Provided records
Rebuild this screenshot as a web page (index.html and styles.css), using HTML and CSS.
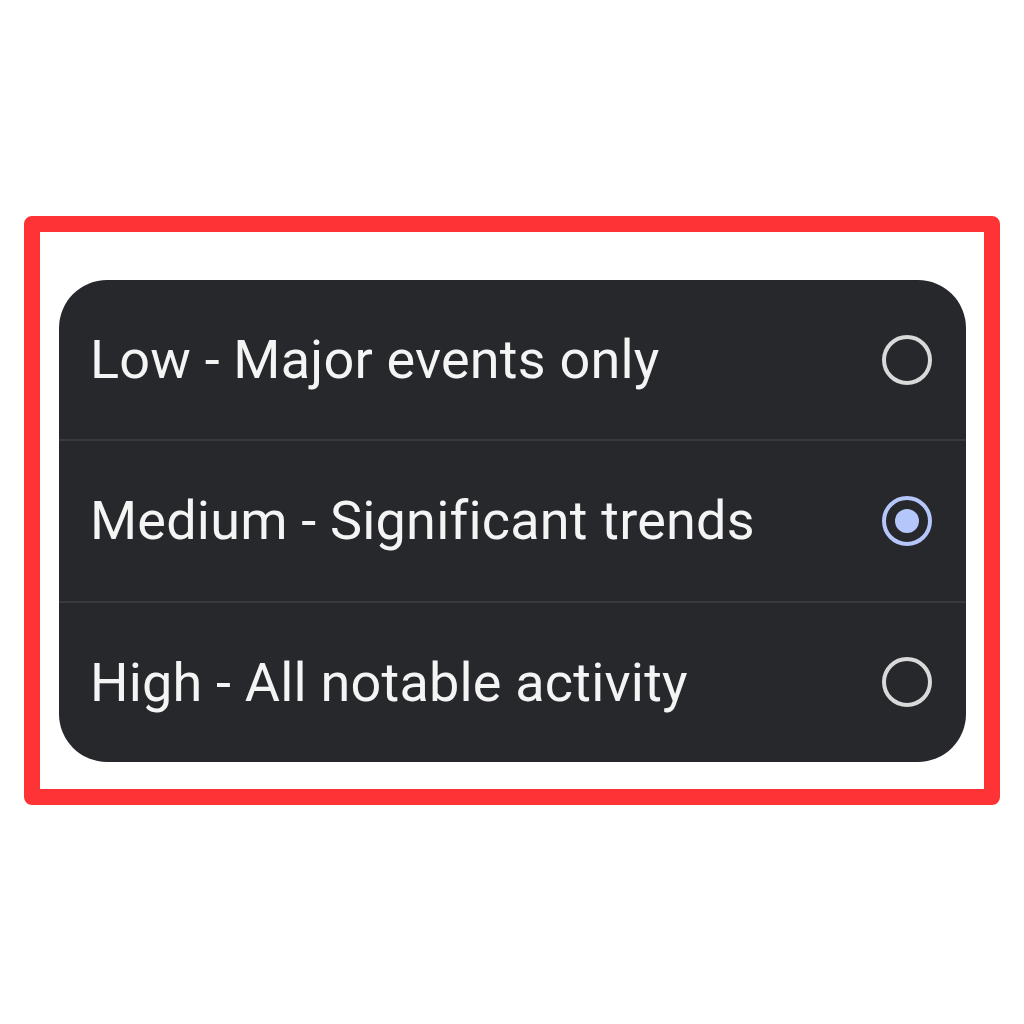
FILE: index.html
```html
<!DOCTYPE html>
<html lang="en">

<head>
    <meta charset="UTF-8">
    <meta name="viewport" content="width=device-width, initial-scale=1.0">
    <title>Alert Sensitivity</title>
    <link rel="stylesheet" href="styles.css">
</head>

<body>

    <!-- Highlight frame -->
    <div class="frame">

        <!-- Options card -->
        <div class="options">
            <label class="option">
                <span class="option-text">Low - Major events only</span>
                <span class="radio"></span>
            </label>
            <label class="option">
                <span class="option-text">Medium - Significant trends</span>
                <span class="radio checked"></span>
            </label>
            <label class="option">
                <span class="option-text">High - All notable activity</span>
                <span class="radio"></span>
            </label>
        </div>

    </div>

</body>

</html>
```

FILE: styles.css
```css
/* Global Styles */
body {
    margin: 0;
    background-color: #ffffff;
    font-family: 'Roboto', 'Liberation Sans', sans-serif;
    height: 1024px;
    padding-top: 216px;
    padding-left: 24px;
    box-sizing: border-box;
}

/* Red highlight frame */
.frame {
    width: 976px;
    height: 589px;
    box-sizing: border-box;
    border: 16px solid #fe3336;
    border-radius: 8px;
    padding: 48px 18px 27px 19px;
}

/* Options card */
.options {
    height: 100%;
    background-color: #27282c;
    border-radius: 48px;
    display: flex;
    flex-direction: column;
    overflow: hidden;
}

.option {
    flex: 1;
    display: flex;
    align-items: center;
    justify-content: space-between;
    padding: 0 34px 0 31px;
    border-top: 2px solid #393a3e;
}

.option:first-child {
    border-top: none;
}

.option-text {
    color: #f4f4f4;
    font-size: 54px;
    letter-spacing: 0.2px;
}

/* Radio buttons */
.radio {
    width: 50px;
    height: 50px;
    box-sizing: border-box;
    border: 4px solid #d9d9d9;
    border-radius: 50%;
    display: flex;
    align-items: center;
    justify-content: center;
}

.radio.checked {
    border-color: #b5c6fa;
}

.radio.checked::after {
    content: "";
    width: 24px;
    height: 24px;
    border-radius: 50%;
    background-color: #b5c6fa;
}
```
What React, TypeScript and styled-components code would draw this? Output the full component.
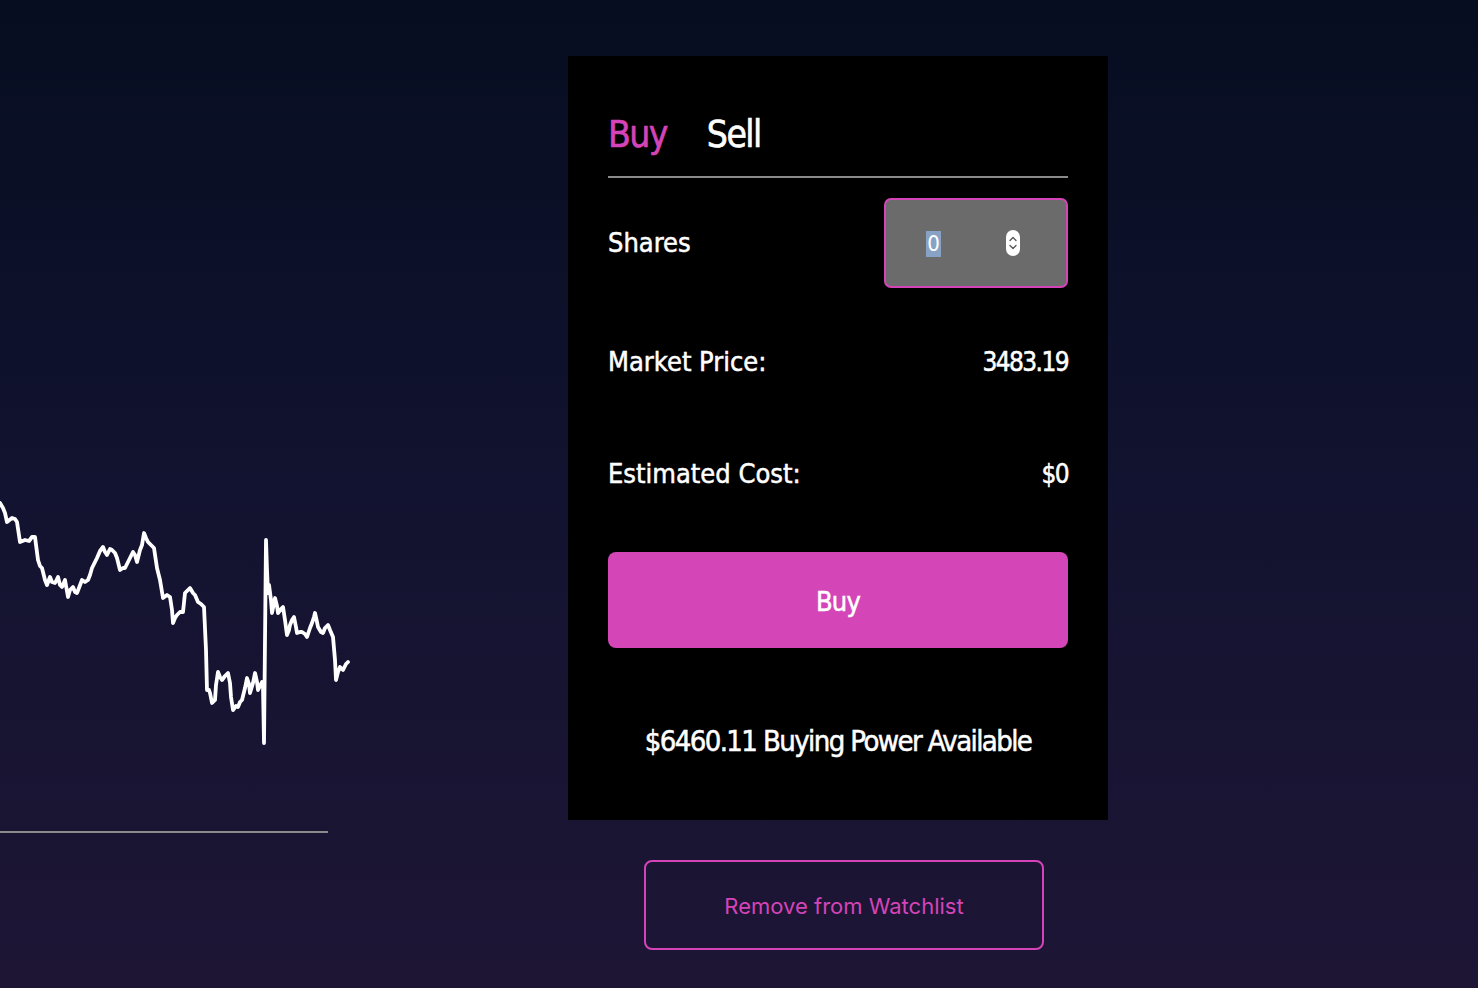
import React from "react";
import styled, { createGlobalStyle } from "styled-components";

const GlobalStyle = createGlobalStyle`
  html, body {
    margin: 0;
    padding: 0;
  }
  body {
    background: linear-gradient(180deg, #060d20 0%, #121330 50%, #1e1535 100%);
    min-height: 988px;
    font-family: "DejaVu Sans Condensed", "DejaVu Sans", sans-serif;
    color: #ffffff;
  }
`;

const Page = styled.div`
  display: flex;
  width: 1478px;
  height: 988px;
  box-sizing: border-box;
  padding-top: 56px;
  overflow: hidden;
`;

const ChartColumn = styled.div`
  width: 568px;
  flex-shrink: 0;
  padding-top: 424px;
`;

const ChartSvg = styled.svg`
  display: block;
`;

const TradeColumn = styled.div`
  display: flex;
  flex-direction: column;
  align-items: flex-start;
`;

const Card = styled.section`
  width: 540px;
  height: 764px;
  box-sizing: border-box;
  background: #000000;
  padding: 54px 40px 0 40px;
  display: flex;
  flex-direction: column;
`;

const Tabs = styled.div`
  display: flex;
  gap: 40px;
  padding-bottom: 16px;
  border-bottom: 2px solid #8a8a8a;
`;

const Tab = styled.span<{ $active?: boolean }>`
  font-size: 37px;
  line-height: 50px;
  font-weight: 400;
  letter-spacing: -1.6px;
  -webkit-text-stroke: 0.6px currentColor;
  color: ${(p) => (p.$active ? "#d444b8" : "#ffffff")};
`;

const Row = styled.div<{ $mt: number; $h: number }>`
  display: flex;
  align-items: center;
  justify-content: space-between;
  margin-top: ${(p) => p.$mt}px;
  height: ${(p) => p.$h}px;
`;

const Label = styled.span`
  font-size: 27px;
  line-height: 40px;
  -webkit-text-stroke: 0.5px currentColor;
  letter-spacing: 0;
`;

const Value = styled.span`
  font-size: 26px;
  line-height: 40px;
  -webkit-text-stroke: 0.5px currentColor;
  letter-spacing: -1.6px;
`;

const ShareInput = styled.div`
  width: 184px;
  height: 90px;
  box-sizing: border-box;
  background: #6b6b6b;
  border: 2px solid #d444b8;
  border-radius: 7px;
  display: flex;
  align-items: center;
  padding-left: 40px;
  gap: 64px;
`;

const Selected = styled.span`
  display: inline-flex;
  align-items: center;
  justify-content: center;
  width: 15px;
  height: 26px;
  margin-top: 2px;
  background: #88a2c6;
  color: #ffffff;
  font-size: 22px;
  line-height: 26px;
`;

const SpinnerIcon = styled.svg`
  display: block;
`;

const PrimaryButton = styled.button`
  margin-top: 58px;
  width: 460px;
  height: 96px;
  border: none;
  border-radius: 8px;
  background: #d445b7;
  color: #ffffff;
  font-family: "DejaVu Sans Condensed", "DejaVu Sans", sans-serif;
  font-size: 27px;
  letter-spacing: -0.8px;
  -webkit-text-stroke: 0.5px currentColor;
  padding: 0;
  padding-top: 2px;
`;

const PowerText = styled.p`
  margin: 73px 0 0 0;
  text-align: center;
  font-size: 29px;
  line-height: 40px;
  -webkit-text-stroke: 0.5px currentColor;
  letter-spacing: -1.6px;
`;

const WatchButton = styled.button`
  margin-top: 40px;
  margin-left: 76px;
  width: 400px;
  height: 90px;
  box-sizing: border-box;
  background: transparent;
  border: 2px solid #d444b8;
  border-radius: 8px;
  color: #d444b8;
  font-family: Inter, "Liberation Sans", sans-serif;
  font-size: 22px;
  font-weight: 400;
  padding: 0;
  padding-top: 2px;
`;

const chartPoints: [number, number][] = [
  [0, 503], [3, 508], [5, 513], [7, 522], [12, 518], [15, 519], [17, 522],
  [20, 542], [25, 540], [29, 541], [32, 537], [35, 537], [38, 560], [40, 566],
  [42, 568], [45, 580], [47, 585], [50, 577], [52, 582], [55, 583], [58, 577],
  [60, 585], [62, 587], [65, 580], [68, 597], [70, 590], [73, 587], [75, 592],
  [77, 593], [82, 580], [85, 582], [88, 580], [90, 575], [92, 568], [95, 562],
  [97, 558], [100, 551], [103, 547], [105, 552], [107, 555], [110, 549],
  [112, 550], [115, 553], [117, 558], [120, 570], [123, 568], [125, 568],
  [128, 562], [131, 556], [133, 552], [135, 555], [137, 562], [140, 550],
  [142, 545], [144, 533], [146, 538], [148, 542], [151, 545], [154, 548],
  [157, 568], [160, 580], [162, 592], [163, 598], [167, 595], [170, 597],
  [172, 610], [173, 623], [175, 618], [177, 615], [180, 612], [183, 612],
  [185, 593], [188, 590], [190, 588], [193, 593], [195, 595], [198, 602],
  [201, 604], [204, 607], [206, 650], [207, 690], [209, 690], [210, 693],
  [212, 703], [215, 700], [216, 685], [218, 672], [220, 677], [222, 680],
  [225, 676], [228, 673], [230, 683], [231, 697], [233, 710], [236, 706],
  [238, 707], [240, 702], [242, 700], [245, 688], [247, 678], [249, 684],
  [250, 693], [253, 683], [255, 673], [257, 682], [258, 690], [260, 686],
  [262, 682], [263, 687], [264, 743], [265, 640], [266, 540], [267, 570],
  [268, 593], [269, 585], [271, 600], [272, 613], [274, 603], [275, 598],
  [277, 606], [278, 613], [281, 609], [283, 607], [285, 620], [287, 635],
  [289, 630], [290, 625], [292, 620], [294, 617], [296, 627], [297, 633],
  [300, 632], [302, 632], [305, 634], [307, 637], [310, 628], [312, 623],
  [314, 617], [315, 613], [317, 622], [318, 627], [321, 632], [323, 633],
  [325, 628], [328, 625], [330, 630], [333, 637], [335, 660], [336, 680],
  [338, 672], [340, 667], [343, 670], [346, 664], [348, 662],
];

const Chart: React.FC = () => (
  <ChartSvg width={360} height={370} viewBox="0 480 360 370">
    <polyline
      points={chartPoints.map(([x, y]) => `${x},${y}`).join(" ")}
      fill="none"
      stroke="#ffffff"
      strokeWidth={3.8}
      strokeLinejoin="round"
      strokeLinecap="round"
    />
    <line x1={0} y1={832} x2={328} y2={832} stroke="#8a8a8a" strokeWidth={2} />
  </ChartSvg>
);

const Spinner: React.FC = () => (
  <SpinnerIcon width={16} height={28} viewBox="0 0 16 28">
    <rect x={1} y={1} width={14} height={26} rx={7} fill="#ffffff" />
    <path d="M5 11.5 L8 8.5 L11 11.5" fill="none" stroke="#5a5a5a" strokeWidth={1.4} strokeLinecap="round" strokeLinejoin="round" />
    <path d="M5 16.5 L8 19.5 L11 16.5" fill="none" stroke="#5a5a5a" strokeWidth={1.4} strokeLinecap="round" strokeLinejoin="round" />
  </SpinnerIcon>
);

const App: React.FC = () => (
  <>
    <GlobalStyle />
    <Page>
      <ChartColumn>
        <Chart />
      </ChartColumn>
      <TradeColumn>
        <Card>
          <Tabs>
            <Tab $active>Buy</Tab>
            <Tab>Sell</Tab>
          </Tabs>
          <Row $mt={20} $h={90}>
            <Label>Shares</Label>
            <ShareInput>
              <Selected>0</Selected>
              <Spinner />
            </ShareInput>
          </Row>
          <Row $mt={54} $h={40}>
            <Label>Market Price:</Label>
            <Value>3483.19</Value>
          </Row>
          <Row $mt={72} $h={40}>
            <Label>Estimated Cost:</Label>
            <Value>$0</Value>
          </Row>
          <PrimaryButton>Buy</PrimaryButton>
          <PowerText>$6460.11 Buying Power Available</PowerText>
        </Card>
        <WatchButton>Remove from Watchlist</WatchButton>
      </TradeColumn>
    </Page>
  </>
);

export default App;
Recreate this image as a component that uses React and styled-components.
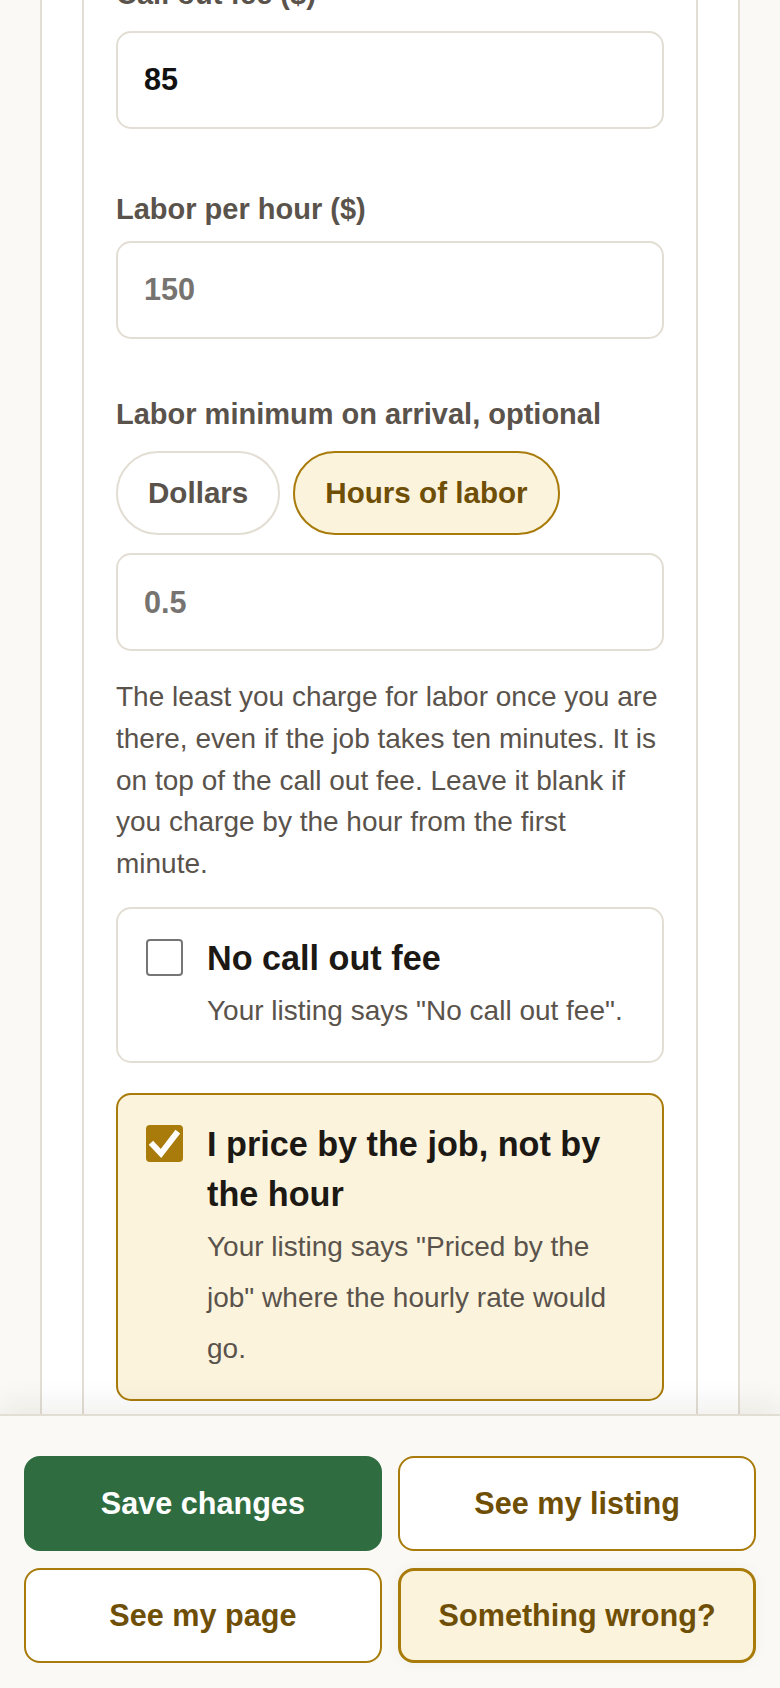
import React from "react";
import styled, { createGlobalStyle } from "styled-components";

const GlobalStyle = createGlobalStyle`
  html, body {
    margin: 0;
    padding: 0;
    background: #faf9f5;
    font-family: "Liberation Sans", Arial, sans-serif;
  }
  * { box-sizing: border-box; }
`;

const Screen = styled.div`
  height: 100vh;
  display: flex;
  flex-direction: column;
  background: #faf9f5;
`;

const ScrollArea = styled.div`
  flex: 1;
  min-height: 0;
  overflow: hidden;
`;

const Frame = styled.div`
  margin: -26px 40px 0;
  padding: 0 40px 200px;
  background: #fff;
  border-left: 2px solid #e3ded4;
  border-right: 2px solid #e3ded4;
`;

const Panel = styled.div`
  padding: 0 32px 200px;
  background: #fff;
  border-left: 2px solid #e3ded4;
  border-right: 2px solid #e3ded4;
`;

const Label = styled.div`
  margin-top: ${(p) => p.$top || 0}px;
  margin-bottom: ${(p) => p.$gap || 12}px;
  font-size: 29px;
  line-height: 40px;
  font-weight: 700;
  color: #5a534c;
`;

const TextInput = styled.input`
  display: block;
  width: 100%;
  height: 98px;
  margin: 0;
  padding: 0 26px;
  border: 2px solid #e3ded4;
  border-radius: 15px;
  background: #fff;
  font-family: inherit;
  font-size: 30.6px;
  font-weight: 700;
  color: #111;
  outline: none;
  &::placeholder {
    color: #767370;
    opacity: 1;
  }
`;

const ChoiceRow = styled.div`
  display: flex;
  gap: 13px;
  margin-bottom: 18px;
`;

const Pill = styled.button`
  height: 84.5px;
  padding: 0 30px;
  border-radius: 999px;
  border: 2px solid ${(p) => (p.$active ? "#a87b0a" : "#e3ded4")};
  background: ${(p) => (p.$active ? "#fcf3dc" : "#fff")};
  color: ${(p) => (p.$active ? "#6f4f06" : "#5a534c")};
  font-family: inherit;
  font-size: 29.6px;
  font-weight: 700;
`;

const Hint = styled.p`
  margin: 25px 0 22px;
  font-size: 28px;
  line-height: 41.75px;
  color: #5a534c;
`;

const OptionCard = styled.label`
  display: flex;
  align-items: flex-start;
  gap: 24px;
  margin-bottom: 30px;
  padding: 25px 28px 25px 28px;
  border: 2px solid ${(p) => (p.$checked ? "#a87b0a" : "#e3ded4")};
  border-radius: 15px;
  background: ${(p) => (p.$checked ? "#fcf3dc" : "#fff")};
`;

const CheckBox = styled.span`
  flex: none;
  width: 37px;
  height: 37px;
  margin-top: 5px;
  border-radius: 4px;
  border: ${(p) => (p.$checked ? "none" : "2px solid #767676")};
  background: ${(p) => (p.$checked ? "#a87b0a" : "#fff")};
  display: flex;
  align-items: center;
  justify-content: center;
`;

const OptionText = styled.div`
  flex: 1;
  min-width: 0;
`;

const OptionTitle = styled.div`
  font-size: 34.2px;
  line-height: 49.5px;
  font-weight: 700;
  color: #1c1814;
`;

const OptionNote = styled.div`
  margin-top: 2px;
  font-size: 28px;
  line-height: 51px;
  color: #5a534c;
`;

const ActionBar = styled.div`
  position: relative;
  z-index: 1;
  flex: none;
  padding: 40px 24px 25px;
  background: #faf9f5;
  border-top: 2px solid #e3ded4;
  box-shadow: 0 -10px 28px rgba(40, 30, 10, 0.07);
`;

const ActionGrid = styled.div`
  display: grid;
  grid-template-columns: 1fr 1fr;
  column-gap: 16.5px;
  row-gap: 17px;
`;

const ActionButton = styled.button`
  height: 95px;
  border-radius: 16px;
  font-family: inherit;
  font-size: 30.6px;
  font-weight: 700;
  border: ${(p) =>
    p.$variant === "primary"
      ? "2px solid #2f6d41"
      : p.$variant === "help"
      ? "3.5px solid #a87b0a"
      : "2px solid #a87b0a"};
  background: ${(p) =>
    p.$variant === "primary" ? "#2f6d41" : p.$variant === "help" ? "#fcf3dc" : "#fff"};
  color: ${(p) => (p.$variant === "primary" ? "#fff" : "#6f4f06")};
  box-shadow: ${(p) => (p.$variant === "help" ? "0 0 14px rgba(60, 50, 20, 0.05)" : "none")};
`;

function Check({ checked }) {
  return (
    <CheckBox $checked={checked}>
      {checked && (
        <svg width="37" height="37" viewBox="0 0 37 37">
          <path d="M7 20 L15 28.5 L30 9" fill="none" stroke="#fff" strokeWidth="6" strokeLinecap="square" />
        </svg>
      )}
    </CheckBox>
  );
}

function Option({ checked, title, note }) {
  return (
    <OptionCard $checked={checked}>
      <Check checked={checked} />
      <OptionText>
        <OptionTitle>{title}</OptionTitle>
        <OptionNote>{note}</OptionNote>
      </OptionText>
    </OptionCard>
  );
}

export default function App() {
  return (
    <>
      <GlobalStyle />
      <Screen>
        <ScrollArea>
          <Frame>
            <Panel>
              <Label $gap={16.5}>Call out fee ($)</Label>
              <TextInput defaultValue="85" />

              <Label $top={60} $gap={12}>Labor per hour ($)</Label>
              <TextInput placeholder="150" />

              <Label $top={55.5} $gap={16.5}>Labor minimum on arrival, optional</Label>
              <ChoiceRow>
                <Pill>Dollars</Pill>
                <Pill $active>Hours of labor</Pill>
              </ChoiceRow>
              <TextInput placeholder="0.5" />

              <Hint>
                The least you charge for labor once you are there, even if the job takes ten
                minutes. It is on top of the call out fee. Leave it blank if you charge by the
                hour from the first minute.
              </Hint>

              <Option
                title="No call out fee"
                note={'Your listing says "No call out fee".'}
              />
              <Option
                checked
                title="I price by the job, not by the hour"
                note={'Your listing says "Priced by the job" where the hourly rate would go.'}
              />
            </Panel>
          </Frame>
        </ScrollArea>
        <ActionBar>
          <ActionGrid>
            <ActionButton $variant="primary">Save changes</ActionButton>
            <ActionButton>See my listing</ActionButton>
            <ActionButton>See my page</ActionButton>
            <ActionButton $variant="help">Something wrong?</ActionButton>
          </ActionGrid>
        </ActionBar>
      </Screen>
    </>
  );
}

Request
Provide only the number of lines in the entries that hold the word "index".

Result of the task
3